## Stated goal
List all lines of the data that include the string "components".

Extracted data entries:
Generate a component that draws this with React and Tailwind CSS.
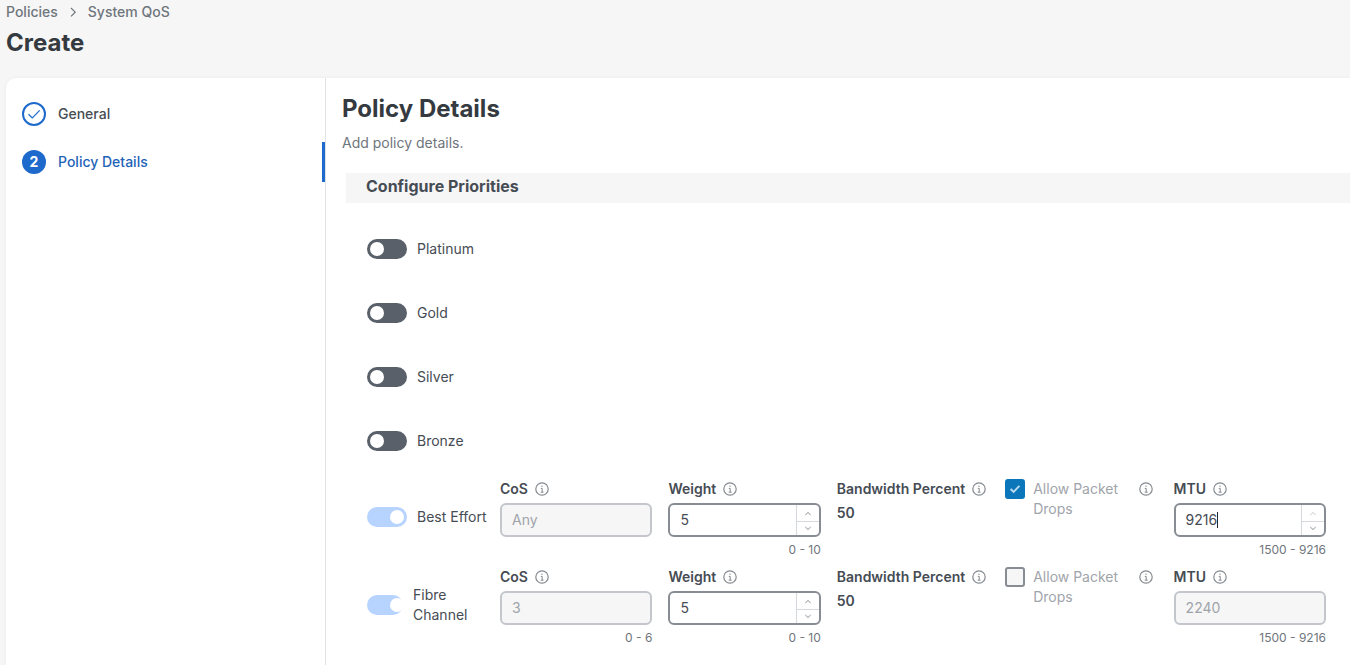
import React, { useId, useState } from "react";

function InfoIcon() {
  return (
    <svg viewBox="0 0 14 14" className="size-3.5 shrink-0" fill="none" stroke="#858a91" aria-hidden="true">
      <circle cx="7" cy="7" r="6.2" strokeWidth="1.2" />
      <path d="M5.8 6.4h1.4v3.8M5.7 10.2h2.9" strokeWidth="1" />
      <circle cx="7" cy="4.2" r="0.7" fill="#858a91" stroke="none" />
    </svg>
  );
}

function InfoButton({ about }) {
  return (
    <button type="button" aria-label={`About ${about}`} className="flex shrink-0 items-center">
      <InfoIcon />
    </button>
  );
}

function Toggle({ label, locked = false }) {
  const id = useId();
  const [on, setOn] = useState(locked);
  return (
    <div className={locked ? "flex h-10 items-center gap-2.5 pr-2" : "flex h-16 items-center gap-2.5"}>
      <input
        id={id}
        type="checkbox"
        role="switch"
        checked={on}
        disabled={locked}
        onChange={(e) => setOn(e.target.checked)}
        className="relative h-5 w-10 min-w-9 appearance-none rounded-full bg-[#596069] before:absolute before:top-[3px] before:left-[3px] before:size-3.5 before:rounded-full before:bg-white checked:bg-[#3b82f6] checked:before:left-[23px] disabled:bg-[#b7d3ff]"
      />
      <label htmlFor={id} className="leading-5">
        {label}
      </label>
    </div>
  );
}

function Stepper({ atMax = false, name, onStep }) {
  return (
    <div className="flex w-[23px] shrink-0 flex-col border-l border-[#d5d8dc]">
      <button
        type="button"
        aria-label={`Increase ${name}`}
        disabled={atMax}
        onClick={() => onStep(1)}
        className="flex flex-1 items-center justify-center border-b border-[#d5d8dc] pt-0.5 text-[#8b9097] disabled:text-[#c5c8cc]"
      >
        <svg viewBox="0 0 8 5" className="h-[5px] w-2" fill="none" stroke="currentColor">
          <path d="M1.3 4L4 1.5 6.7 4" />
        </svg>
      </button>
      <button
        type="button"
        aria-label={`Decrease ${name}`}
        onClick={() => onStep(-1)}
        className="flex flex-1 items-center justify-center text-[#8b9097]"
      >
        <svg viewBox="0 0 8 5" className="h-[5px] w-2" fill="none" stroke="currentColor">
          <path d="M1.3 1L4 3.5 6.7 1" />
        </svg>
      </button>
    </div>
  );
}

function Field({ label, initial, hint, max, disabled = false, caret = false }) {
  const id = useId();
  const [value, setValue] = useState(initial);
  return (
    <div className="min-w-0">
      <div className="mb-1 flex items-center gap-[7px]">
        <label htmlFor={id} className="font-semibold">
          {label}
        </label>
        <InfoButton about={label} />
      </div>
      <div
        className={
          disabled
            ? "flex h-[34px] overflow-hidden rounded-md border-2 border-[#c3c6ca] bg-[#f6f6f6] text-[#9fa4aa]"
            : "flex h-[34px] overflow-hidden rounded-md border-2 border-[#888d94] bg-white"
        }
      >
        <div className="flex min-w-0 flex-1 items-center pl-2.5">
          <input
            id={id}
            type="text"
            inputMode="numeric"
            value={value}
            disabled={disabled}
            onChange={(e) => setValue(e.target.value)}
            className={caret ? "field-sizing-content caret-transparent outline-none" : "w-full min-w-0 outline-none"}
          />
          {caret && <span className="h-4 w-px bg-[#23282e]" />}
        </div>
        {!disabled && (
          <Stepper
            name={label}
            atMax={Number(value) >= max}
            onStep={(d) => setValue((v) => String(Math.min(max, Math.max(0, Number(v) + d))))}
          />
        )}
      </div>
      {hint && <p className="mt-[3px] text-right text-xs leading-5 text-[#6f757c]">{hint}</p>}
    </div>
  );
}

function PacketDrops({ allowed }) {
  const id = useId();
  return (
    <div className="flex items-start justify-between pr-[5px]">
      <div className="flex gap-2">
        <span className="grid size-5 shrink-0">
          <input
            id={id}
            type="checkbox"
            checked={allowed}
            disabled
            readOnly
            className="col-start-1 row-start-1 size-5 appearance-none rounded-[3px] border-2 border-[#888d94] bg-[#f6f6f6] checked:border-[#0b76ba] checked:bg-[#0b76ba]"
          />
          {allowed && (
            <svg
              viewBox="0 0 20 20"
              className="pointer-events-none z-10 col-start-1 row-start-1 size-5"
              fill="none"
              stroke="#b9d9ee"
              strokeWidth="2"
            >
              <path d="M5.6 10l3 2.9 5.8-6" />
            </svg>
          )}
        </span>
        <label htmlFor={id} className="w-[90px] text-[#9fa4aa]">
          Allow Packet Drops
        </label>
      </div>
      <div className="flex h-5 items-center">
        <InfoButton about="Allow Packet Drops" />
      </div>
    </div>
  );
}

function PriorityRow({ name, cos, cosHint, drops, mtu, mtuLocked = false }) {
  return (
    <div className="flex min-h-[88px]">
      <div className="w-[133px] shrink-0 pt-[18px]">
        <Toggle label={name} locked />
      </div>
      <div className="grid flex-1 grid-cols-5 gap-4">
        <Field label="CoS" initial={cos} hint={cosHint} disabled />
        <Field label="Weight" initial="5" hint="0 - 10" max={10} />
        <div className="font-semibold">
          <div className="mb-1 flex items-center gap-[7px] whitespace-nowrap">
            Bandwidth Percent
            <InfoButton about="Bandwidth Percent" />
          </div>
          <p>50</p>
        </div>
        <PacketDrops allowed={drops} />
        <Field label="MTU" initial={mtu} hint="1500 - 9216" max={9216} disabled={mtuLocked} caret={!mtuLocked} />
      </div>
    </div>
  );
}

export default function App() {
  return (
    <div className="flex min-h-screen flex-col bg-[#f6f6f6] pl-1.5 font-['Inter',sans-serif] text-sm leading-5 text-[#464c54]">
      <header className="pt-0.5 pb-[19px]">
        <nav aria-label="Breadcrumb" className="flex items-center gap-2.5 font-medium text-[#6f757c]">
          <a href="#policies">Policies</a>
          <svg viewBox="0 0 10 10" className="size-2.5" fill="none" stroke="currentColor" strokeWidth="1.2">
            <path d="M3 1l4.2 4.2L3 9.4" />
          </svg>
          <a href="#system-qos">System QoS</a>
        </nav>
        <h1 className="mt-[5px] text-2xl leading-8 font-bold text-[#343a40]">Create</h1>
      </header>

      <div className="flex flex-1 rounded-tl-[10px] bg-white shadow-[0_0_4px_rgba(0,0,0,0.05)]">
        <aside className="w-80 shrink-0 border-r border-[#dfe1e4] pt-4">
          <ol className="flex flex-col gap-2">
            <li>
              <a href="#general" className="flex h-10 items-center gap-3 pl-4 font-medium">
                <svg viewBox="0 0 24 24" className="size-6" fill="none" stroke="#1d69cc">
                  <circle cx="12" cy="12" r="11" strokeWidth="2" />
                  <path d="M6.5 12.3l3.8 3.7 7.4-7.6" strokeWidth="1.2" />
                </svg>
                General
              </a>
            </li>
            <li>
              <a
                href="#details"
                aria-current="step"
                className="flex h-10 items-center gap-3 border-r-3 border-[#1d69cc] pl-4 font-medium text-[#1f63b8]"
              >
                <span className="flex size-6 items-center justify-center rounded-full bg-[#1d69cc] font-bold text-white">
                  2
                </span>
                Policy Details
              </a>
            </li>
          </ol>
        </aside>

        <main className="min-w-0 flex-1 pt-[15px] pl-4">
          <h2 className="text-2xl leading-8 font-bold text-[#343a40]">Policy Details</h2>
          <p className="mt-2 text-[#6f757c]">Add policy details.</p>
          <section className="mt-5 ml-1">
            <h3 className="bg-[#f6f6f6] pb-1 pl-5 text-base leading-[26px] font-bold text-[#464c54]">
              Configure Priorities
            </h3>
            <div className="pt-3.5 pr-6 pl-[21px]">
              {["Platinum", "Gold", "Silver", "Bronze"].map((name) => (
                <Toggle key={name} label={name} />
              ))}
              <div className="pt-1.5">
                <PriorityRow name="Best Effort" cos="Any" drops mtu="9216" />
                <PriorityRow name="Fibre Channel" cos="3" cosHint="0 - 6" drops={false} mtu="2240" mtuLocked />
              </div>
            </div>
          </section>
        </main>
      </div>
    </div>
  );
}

* * *

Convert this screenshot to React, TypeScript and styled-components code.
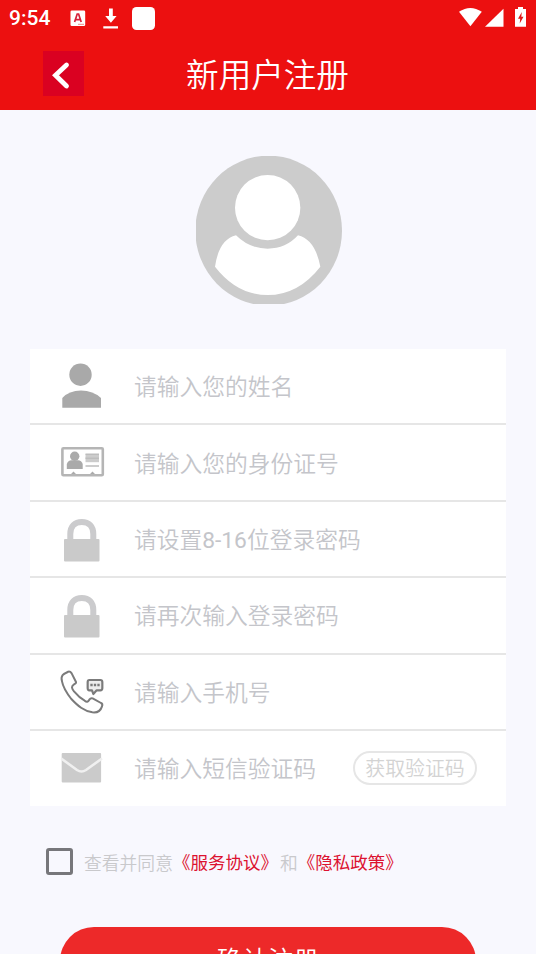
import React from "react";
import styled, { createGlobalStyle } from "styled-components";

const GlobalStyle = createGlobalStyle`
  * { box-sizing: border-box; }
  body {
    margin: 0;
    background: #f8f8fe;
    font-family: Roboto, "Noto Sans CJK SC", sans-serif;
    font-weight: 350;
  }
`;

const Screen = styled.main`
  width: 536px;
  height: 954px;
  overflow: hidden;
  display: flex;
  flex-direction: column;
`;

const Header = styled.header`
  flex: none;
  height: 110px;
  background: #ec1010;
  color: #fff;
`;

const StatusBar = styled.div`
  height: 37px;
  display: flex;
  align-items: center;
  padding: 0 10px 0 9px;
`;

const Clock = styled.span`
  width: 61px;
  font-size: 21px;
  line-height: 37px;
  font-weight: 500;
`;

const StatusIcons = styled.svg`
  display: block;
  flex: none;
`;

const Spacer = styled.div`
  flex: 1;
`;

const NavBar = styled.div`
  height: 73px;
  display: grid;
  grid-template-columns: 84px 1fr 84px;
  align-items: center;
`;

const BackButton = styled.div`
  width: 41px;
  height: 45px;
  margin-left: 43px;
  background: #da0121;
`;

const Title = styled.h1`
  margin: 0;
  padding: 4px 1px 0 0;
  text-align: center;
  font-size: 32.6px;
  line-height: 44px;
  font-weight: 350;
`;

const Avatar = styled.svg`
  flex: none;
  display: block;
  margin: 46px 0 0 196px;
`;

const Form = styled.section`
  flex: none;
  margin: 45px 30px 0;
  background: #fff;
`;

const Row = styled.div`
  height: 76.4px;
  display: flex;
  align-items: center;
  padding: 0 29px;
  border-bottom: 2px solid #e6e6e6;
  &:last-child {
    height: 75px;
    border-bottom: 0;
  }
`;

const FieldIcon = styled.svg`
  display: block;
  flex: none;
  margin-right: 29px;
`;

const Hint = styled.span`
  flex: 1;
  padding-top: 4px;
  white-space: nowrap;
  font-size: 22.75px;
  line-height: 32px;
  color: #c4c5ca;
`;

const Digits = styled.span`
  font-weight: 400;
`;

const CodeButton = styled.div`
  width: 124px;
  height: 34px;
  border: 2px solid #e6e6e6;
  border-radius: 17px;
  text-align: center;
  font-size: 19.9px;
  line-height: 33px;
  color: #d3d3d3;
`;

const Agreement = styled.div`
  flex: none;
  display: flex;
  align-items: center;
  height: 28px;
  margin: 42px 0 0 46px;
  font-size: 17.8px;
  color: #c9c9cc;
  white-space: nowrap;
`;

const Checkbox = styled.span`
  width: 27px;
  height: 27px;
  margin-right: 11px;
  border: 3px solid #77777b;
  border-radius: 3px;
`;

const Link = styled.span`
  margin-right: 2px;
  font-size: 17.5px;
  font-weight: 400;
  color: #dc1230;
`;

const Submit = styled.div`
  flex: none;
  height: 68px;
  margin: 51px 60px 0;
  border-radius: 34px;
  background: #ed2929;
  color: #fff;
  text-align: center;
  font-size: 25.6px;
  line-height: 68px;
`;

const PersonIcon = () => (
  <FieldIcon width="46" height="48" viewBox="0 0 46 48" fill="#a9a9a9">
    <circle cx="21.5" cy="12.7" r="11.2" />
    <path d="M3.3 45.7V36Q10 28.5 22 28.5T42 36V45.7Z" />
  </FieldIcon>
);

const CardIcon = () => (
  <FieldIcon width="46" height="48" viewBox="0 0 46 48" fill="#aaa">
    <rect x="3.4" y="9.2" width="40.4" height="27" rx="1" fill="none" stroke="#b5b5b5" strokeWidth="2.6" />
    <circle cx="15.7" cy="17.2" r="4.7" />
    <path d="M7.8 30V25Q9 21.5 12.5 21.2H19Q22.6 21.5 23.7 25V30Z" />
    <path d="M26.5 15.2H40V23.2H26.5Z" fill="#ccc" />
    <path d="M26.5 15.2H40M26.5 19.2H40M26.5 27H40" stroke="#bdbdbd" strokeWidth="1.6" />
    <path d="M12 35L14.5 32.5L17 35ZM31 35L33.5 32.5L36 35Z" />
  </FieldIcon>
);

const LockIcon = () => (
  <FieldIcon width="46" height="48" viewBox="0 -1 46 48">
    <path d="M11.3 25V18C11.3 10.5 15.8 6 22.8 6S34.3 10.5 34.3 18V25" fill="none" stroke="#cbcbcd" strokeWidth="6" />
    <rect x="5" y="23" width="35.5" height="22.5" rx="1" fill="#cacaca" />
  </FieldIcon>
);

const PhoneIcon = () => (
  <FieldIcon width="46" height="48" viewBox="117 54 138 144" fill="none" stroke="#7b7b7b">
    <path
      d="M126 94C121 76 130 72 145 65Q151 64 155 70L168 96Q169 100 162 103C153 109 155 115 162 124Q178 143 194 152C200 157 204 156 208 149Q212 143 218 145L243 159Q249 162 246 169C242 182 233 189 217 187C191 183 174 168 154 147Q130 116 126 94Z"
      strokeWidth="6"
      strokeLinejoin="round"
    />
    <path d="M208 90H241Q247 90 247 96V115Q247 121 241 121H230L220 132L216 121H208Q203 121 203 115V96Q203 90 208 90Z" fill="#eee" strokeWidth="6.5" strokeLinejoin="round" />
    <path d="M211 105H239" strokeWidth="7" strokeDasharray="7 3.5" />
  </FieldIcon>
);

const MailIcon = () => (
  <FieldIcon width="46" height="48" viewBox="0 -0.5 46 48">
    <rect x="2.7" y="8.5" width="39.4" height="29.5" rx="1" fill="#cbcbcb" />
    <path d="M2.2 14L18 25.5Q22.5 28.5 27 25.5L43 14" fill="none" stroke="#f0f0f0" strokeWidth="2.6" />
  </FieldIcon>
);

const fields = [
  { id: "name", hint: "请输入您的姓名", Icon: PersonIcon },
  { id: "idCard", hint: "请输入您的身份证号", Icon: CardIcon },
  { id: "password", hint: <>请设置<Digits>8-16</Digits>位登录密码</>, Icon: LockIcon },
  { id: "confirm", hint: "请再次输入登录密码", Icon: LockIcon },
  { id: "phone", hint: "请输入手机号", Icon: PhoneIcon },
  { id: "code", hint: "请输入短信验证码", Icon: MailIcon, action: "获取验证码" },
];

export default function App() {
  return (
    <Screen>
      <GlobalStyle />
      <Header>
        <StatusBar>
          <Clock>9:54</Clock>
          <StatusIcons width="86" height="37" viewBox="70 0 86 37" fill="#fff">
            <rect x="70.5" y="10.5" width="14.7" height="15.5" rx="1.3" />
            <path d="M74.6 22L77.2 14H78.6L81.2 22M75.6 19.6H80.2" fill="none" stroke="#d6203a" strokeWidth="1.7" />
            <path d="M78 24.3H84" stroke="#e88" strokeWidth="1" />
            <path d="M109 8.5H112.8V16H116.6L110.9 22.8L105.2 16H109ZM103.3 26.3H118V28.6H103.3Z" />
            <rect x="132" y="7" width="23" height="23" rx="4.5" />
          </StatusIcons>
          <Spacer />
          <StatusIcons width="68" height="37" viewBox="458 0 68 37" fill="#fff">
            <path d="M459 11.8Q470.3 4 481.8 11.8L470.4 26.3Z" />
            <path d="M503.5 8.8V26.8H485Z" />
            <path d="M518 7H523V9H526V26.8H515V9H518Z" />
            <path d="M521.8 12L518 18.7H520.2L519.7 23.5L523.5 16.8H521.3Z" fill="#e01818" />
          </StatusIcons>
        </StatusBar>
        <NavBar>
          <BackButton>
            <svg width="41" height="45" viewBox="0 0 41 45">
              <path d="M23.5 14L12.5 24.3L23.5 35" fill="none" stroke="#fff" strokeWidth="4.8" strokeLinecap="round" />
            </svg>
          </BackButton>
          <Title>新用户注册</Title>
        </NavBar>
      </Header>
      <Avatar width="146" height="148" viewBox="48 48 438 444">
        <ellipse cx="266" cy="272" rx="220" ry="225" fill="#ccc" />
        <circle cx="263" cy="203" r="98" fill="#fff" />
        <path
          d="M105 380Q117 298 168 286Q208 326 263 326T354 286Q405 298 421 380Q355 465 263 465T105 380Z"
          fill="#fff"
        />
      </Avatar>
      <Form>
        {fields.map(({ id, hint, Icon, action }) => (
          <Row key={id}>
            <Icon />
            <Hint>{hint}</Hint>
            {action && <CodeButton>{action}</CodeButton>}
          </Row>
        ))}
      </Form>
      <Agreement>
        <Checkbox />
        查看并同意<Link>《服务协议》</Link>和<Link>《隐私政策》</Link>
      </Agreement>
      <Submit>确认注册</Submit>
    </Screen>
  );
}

## Correct response
Convert this screenshot to React, TypeScript and styled-components code.
import styled, { createGlobalStyle } from "styled-components";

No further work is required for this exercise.